# how am I supposed to do this??



## blownaway (Dec 11, 2010)

I'm really really trying to get through this process and to continue to raise the kids in a healthy way. but, this gf thing has really thrown me for a loop. i'm used to H being out of the house now, almost three months into it, and I was getting used to the idea of divorce. however, the recent discovery of the gf, the lies and the deceit are just almost too much to handle. feel like i got kicked when i was down. how am i supposed to move on and stop the anger and depression?? will there come a day when I just don't care what he's doing or who he's with? i pray for that day to come.


----------



## Pandakiss (Oct 29, 2010)

it will be better, today is better than the first day...tomorrow will be better than last week.

try and see the big picture...you will have good days and bad, but look back...you prob had more good than bad, sure there are set backs, but there are move past its also.

i know it hurts, to think he can move on so quickly, but its not your place to worry about him and what he thinking or feeling, thats the beauty of this process. hes a big boy and he knows whats best for him, and he is not lossing sleep about you.

not being mean, but you are exactly where he left you, get out of the house and go out with friends, or...your mom....thats something to look forward to...but you dont have to tell him where you are going or who you are going with....

thats the beauty about this you dont have to share anything that you are doing...and it will drive him crazy--HA

but seriously..you cannot think about it any more..it will tear you down..it is time for you to do you, get back to things you liked to do. go back to that misic you liked but he didnt, hes not there to bash it now, no9 one will be standing over you sholder if you eat 2 pints of ben & jerrys and the have salad later...its up to you to get back in control of your life.

your life is not over, start livin for you and the kids, this is doing more harm to your kids..they will have more negativity about marraige and divorce if you dont get over it. they will think back to how you couldnt handle it..there will be two time measurements before the divorce and after...

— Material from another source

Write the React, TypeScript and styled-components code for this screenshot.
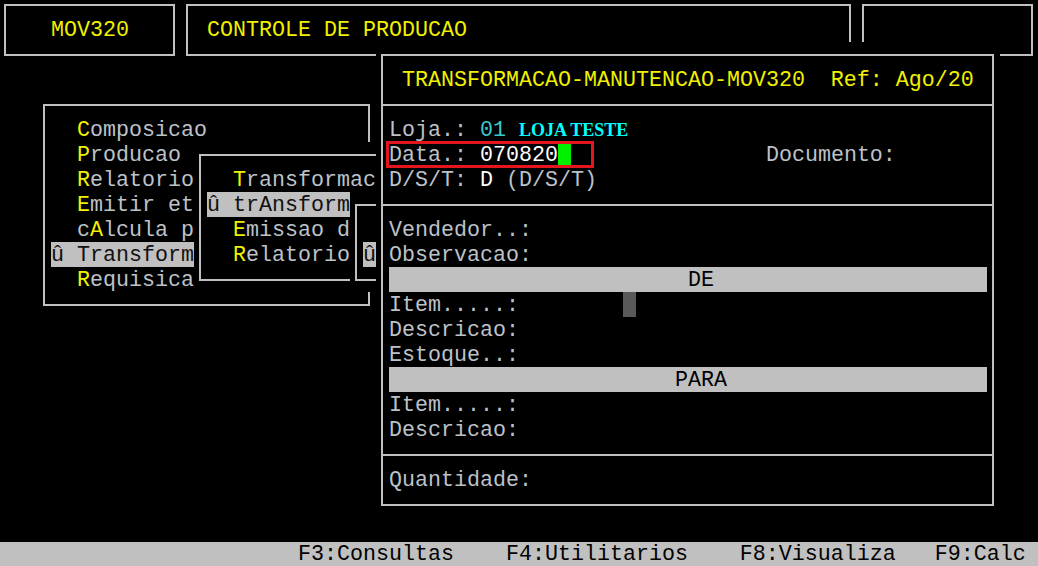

nuff said get out of the house, get back into life..it is hard...just do it...
good luck, i hope i wasnt mean...


----------



## DjF (Nov 24, 2010)

yes it it tough..25 years here together, 3 kids... and now I go days without talking to her...I don't understand how you can invest that much time together and walk away...it hurts, feel rejected...but she says we can work it out...

All that being said, you'll get stronger...focus on whats best in life, focus on being stronger...spoil yourself...spoil the children some...buy yourself some flowers and take time to smell them...heck, I'm a almost 5o year old dude, and I buy flowers...my 16 year old laughed at me the other day cause I took a bubble bath...but it felt good after a work out...right now, it's all about me...and him...


----------